Can you feel some other pseudonyms in you waiting to get out too?
Last year I also did some techno projects that were released as untitled records. It’s for the people to find out what it is. It’s about the music, that’s the most important. A name is just a name.
When did you start playing live sets and have they changed/enhanced/altered the way you make tracks now?
I guess my first set was in 2008 at the Sonar festival during an RA party. My set is constantly changing and evolving. It’s never the same, not a single time. It’s a personal reflection of that moment and it has become a bit more focused to the dance floor over the years. Getting yourself in front of a crowd who wants a party techno night definitely changed my view not just on production, but on the idea of a set in general. Especially when I do a live set I tend to take the energetic tracks with me. I could just do a set for myself but that is not what is rewarding. What’s rewarding is to see people go crazy on the music and giving them some positive energy trough the music. They have to enjoy it as much as I do. I really want to give something and not be the home producer boy who is only making nice records. My sets should be something on their own and they need something extra.

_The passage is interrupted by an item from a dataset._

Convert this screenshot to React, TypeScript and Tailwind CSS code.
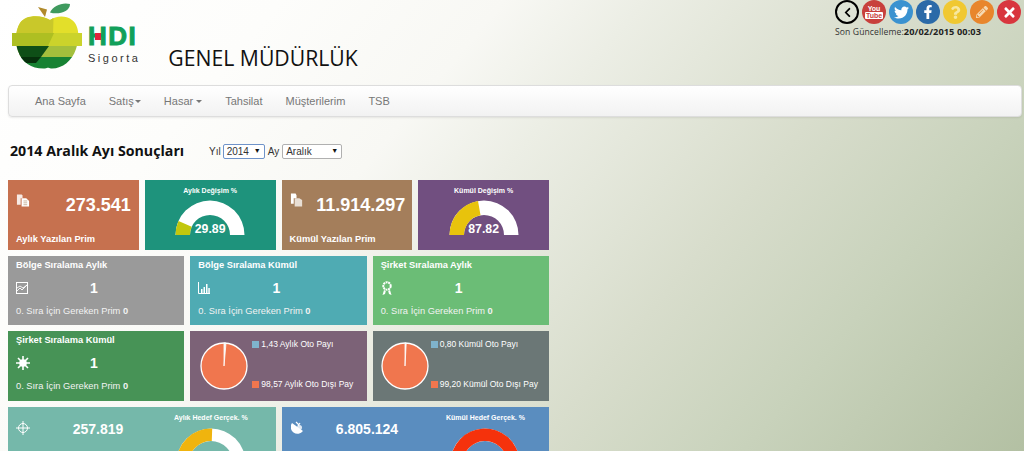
import React from "react";
import { FaTwitter, FaFacebookF, FaQuestion, FaPencilAlt, FaTimes, FaChevronLeft } from "react-icons/fa";

const pt = (cx: number, cy: number, r: number, deg: number) => {
  const a = (deg * Math.PI) / 180;
  return [cx - r * Math.cos(a), cy - r * Math.sin(a)];
};
const sector = (cx: number, cy: number, ro: number, ri: number, from: number, to: number) => {
  const [a, b] = pt(cx, cy, ro, from);
  const [c, d] = pt(cx, cy, ro, to);
  const [e, f] = pt(cx, cy, ri, to);
  const [g, h] = pt(cx, cy, ri, from);
  return `M${a} ${b}A${ro} ${ro} 0 0 1 ${c} ${d}L${e} ${f}A${ri} ${ri} 0 0 0 ${g} ${h}Z`;
};

function Gauge({ split, color }: { split: number; color: string }) {
  return (
    <svg width="70" height="36" viewBox="0 0 70 36" className="block">
      <path d={sector(35, 35, 34.5, 20, 0, 180)} fill="#ffffff" />
      <path d={sector(35, 35, 34.5, 20, 0, split)} fill={color} />
    </svg>
  );
}

function Donut({ split, color }: { split: number; color: string }) {
  return (
    <svg width="70" height="23" viewBox="0 0 70 23" className="block">
      <path d={sector(35, 35, 34.5, 22, 0, 180)} fill="#ffffff" />
      <path d={sector(35, 35, 34.5, 22, 0, split)} fill={color} />
    </svg>
  );
}

function Pie({ sliver }: { sliver: number }) {
  const a = (sliver * Math.PI) / 180;
  const x = 24 + 23 * Math.sin(a);
  const y = 24 - 23 * Math.cos(a);
  return (
    <svg width="48" height="48" viewBox="0 0 48 48" className="block shrink-0">
      <circle cx="24" cy="24" r="23" fill="#f0764e" stroke="#ffffff" strokeWidth="1.3" />
      <path d={`M24 24L24 1L${x} ${y}Z`} fill="#f4f4f0" stroke="#ffffff" strokeWidth="0.8" />
    </svg>
  );
}

function Clip() {
  return (
    <svg width="14" height="15" viewBox="0 0 15 15" className="block shrink-0">
      <path d="M1 1h5l1 1v3H5v7H1z" fill="#ffffff" opacity=".85" />
      <path d="M6 5h5l3 3v6H6z" fill="#ffffff" />
      <path d="M8 8h4M8 10h4M8 12h4" stroke="#b09070" strokeWidth=".7" />
    </svg>
  );
}
function Copy() {
  return (
    <svg width="14" height="15" viewBox="0 0 15 15" className="block shrink-0">
      <path d="M1 0h5l1 2v3H4v6H1z" fill="#ffffff" />
      <path d="M5 5h5l3 2v7H5z" fill="#e8ded4" />
    </svg>
  );
}
function LineIcon() {
  return (
    <svg width="12" height="12" viewBox="0 0 12 12" className="block">
      <rect x=".5" y=".5" width="11" height="11" fill="none" stroke="#ffffff" strokeWidth="1" />
      <path d="M1 9l3-3 2 2 5-5M1 6l3-2 3 2 4-3" fill="none" stroke="#ffffff" strokeWidth=".9" />
    </svg>
  );
}
function BarsIcon() {
  return (
    <svg width="12" height="12" viewBox="0 0 12 12" className="block">
      <path d="M.5 0v11.5H12" fill="none" stroke="#ffffff" />
      <path d="M3 7h1.500v4H3zM5.500 5H7v6H5.500zM8 2h1.500v9H8zM10.300 6h1.500v5h-1.500z" fill="#ffffff" />
    </svg>
  );
}
function Award() {
  return (
    <svg width="12" height="15" viewBox="0 0 12 15" className="block">
      <circle cx="6" cy="5" r="3.700" fill="none" stroke="#ffffff" strokeWidth="2" strokeDasharray="2 .6" />
      <path d="M3 9l-1.500 5 2.500-1 .8-3zM9 9l1.500 5-2.500-1-.8-3z" fill="#ffffff" />
    </svg>
  );
}
function Burst() {
  return (
    <svg width="14" height="14" viewBox="0 0 14 14" className="block">
      <circle cx="7" cy="7" r="3.800" fill="#ffffff" />
      <path d="M7 0v14M0 7h14M2 2l10 10M12 2L2 12" stroke="#ffffff" strokeWidth="1.600" />
    </svg>
  );
}
function Target() {
  return (
    <svg width="14" height="14" viewBox="0 0 14 14" className="block shrink-0 mt-[2px]">
      <circle cx="7" cy="7" r="4.500" fill="none" stroke="#ffffff" strokeWidth="1" />
      <path d="M7 0v14M0 7h14" stroke="#ffffff" strokeWidth="1" />
    </svg>
  );
}
function Dish() {
  return (
    <svg width="14" height="14" viewBox="0 0 14 14" className="block shrink-0 mt-[2px]">
      <path d="M1 2l11 8a6 6 0 0 1-11-8z" fill="#ffffff" />
      <path d="M5 1l3 3M9 2l-2 3" stroke="#ffffff" strokeWidth="1.200" />
      <circle cx="8.500" cy="6.500" r="2.500" fill="#ffffff" opacity=".8" />
    </svg>
  );
}

function Logo() {
  return (
    <div className="flex items-start">
      <svg width="71" height="68" viewBox="0 0 71 68" className="block shrink-0">
        <defs>
          <clipPath id="apple">
            <path d="M38 17C30 12 14 11 8 20C3 28 3 40 6 48C10 60 20 66 33 65.500C36 64.500 36 64.500 39 65.500C50 66 60 58 64 46C68 34 67 22 60 17C53 12 44 13 38 17Z" />
          </clipPath>
        </defs>
        <path d="M26 4L35 6.500L33 14Z" fill="#b08a2c" />
        <path d="M38 9.500C41 3 50 -1 58 1C58 9 46 12 38 9.500Z" fill="#3f9a5e" />
        <g clipPath="url(#apple)">
          <rect x="0" y="0" width="71" height="31" fill="#e3df2a" />
          <path d="M0 0H42L41 31H0Z" fill="#c9c82a" />
          <rect x="0" y="43" width="71" height="11" fill="#a3bf3c" />
          <path d="M0 43H37L29 54H0Z" fill="#0e4f17" />
          <rect x="0" y="54" width="71" height="14" fill="#178233" />
          <path d="M0 54H29L24 60H0Z" fill="#06300c" />
        </g>
        <path d="M0 30H70V43H0Z" fill="#cbd32b" />
        <path d="M0 30H42L36 43H0Z" fill="#aebf22" />
      </svg>
      <div className="flex flex-col items-start mt-[21px] ml-[5px]">
        <div className="relative text-[26px] leading-[24px] font-bold tracking-[1.5px] text-[#12a05a] [-webkit-text-stroke:1px_#12a05a] font-['Liberation_Sans',sans-serif]">
          HDI
          <span className="absolute left-[7px] top-[9px] w-[6px] h-[7px] bg-[#e0243c]" />
        </div>
        <div className="mt-[4px] text-[11px] leading-[13px] tracking-[2.5px] text-[#333333] font-['Liberation_Sans',sans-serif]">Sigorta</div>
      </div>
    </div>
  );
}

function Circle({ bg, children, className = "" }: { bg: string; children: React.ReactNode; className?: string }) {
  return (
    <div className={"w-[24px] h-[24px] rounded-full flex items-center justify-center text-white " + className} style={{ background: bg }}>
      {children}
    </div>
  );
}

function Rank({ title, icon, bg }: { title: string; icon: React.ReactNode; bg: string }) {
  return (
    <div className="w-[176.33px] shrink-0 pl-[8px] pt-[2px] text-white" style={{ background: bg }}>
      <div className="text-[9.3px] leading-[14px] font-bold">{title}</div>
      <div className="flex items-center h-[26px] mt-[3px]">
        <div className="w-[14px]">{icon}</div>
        <div className="w-[128px] text-center text-[14px] font-bold">1</div>
      </div>
      <div className="mt-[3px] text-[9.3px] leading-[14px] text-[#f2f2f2]">
        0. Sıra İçin Gereken Prim <b>0</b>
      </div>
    </div>
  );
}

function PieTile({ bg, sliver, a, b, pl, ml }: { bg: string; sliver: number; a: string; b: string; pl: string; ml: string }) {
  return (
    <div className={"w-[176.33px] shrink-0 flex items-center text-white " + pl} style={{ background: bg }}>
      <Pie sliver={sliver} />
      <div className={"h-full flex flex-col justify-between pt-[7px] pb-[11px] text-[8.5px] leading-[12px] whitespace-nowrap " + ml}>
        <div className="flex items-center gap-[2px]"><span className="w-[7px] h-[7px] bg-[#7fb3cc]" />{a}</div>
        <div className="flex items-center gap-[2px]"><span className="w-[7px] h-[7px] bg-[#f0764e]" />{b}</div>
      </div>
    </div>
  );
}

function Select({ value, w, focus }: { value: string; w: string; focus?: boolean }) {
  return (
    <div className={"h-[15px] flex items-center justify-between pl-[3px] pr-[3px] bg-white rounded-[2px] border text-[10px] text-[#333333] " + w + " " + (focus ? "border-[#6f93c9]" : "border-[#b0b0b0]")}>
      <span>{value}</span>
      <span className="text-[7px] text-[#111111]">▼</span>
    </div>
  );
}

export default function App() {
  return (
    <div className="w-[1024px] h-[451px] overflow-hidden font-['Liberation_Sans',sans-serif] bg-[linear-gradient(130deg,#ffffff_0%,#fdfdfb_20%,#f8f8f4_36%,#eceee5_46%,#d8ddcc_65%,#c8d2bb_80%,#b3c0a3_100%)]">
      <header className="h-[85px] flex items-start justify-between">
        <div className="flex items-start pl-[12px] pt-[3px]">
          <Logo />
          <h1 className="ml-[28px] mt-[40px] text-[21.2px] leading-[30px] text-[#111111] font-['Open_Sans',sans-serif] whitespace-nowrap">GENEL MÜDÜRLÜK</h1>
        </div>
        <div className="w-[189px]">
          <div className="flex gap-[3px]">
            <Circle bg="#dfe4d6" className="border-2 border-black"><FaChevronLeft size={11} color="#000000" /></Circle>
            <Circle bg="#c8403c">
              <span className="flex flex-col items-center leading-none"><span className="text-[7px] font-bold">You</span><span className="text-[7px] font-bold bg-white text-[#c8403c] rounded-[1px] px-[1px]">Tube</span></span>
            </Circle>
            <Circle bg="#3a92d0"><FaTwitter size={15} /></Circle>
            <Circle bg="#2b6aa8"><FaFacebookF size={14} /></Circle>
            <Circle bg="#f0c832"><FaQuestion size={13} color="#f7e8a0" /></Circle>
            <Circle bg="#e8862c"><FaPencilAlt size={12} color="#f6d9b2" /></Circle>
            <Circle bg="#d8363e"><FaTimes size={15} /></Circle>
          </div>
          <div className="mt-[2px] text-[8.6px] leading-[12px] tracking-[0.1px] text-[#333333] font-['Open_Sans',sans-serif] whitespace-nowrap">
            Son Güncelleme:<b className="text-[9.2px] text-[#222222]">20/02/2015 00:03</b>
          </div>
        </div>
      </header>

      <nav className="ml-[8px] mr-[2px] h-[32px] flex items-center pl-[26px] gap-[23px] text-[11px] text-[#777777] rounded-[4px] border border-[#dddddd] shadow-[0_1px_2px_rgba(0,0,0,0.08)] bg-gradient-to-b from-white to-[#f2f2f2]">
        <span>Ana Sayfa</span>
        <span className="flex items-center gap-[1px]">Satış<i className="border-x-[3px] border-x-transparent border-t-[3px] border-t-[#777777]" /></span>
        <span className="flex items-center gap-[3px]">Hasar<i className="border-x-[3px] border-x-transparent border-t-[3px] border-t-[#777777]" /></span>
        <span>Tahsilat</span>
        <span>Müşterilerim</span>
        <span>TSB</span>
      </nav>

      <div className="mt-[24px] ml-[10px] h-[20px] flex items-center">
        <h2 className="text-[14.2px] font-bold text-[#111111] font-['Open_Sans',sans-serif] whitespace-nowrap w-[199px]">2014 Aralık Ayı Sonuçları</h2>
        <span className="text-[10px] text-[#333333] mr-[2px]">Yıl</span>
        <Select value="2014" w="w-[42px]" focus />
        <span className="text-[10px] text-[#333333] mx-[3px]">Ay</span>
        <Select value="Aralık" w="w-[60px]" />
      </div>

      <main className="mt-[19px] ml-[8px] w-[541px] flex flex-col gap-[6px]">
        <div className="flex gap-[6px] h-[70px]">
          <div className="w-[130.75px] shrink-0 bg-[#c6714f] text-white relative pl-[8px] pt-[13px]">
            <div className="flex items-start"><Clip /><div className="flex-1 text-right pr-[8px] mt-[2px] text-[18px] leading-[20px] font-bold">273.541</div></div>
            <div className="absolute left-[8px] bottom-[4px] text-[9.3px] leading-[14px] font-bold">Aylık Yazılan Prim</div>
          </div>
          <div className="w-[130.75px] shrink-0 bg-[#1e937c] text-white flex flex-col items-center pt-[6px] relative">
            <div className="text-[7px] leading-[10px] font-bold">Aylık Değişim %</div>
            <div className="mt-[4px]"><Gauge split={24} color="#c2c70e" /></div>
            <div className="absolute top-[41px] text-[12.3px] leading-[16px] font-bold">29.89</div>
          </div>
          <div className="w-[130.75px] shrink-0 bg-[#a47e5b] text-white relative pl-[8px] pt-[13px]">
            <div className="flex items-start"><Copy /><div className="flex-1 text-right pr-[7px] mt-[2px] text-[18px] leading-[20px] font-bold whitespace-nowrap">11.914.297</div></div>
            <div className="absolute left-[8px] bottom-[4px] text-[9.3px] leading-[14px] font-bold">Kümül Yazılan Prim</div>
          </div>
          <div className="w-[130.75px] shrink-0 bg-[#714f80] text-white flex flex-col items-center pt-[6px] relative">
            <div className="text-[7px] leading-[10px] font-bold">Kümül Değişim %</div>
            <div className="mt-[4px]"><Gauge split={80} color="#e8c30c" /></div>
            <div className="absolute top-[41px] text-[12.3px] leading-[16px] font-bold">87.82</div>
          </div>
        </div>

        <div className="flex gap-[6px] h-[69px]">
          <Rank title="Bölge Sıralama Aylık" icon={<LineIcon />} bg="#9a9a9a" />
          <Rank title="Bölge Sıralama Kümül" icon={<BarsIcon />} bg="#4fabb3" />
          <Rank title="Şirket Sıralama Aylık" icon={<Award />} bg="#6bbd76" />
        </div>

        <div className="flex gap-[6px] h-[70px]">
          <Rank title="Şirket Sıralama Kümül" icon={<Burst />} bg="#479356" />
          <PieTile bg="#7c6277" sliver={5} a="1,43 Aylık Oto Payı" b="98,57 Aylık Oto Dışı Pay" pl="pl-[10px]" ml="ml-[4px]" />
          <PieTile bg="#6b7776" sliver={3} a="0,80 Kümül Oto Payı" b="99,20 Kümül Oto Dışı Pay" pl="pl-[8px]" ml="ml-[2px]" />
        </div>

        <div className="flex gap-[6px] h-[44px]">
          <div className="w-[268px] bg-[#75b8aa] text-white flex items-start pl-[8px] pt-[12px]">
            <Target />
            <div className="w-[136px] mt-[1px] text-center text-[14px] leading-[18px] font-bold">257.819</div>
            <div className="flex flex-col items-center ml-[8px] -mt-[6px]">
              <div className="text-[7px] leading-[10px] font-bold whitespace-nowrap">Aylık Hedef Gerçek. %</div>
              <div className="mt-[5px]"><Donut split={92} color="#f0b40e" /></div>
            </div>
          </div>
          <div className="flex-1 min-w-0 bg-[#5a8dbf] text-white flex items-start pl-[9px] pt-[12px]">
            <Dish />
            <div className="w-[124px] mt-[1px] text-center text-[14px] leading-[18px] font-bold">6.805.124</div>
            <div className="flex flex-col items-center ml-[17px] -mt-[6px]">
              <div className="text-[7px] leading-[10px] font-bold whitespace-nowrap">Kümül Hedef Gerçek. %</div>
              <div className="mt-[5px]"><Donut split={175} color="#f5320c" /></div>
            </div>
          </div>
        </div>
      </main>
    </div>
  );
}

You seem to be keeping up a pretty constant succession of releases. How much time to devote to making new tracks and also to performing?
At the moment my life is all about production of electronic music. I have enough time to work on various projects. I quit a very stressful job as an educator in video production last year so I decided to go for my own creativity, mainly music. Still I would never want to see it as a job, it’s just a hobby that expanded into something bigger. From time to time I also work as a freelance video producer.
What can you tell us about the mix you put together for us?
It’s a selection of the records I have at home. I did not specifically want to make a techno podcast but just a various mix of tunes I really love. It is actually the first mix in years I have made. It’s a mixture between some techno, ambient, pure electronic tracks and some house. It’s a one hour impression. Also I’ve added tracks from myself and fellow producers.
And what can we expect from you in the next year?
I’m playing Fabric on June 25th as part of The Nothing Special. I have a few remixes for Skudge on Echocord, Jarred Wilson on Dolly. Also a Versalife remix for the new imprint Dieptepunt. Furthermore, Night Time Activities part 2 and 3 will see the light of day to complete the series.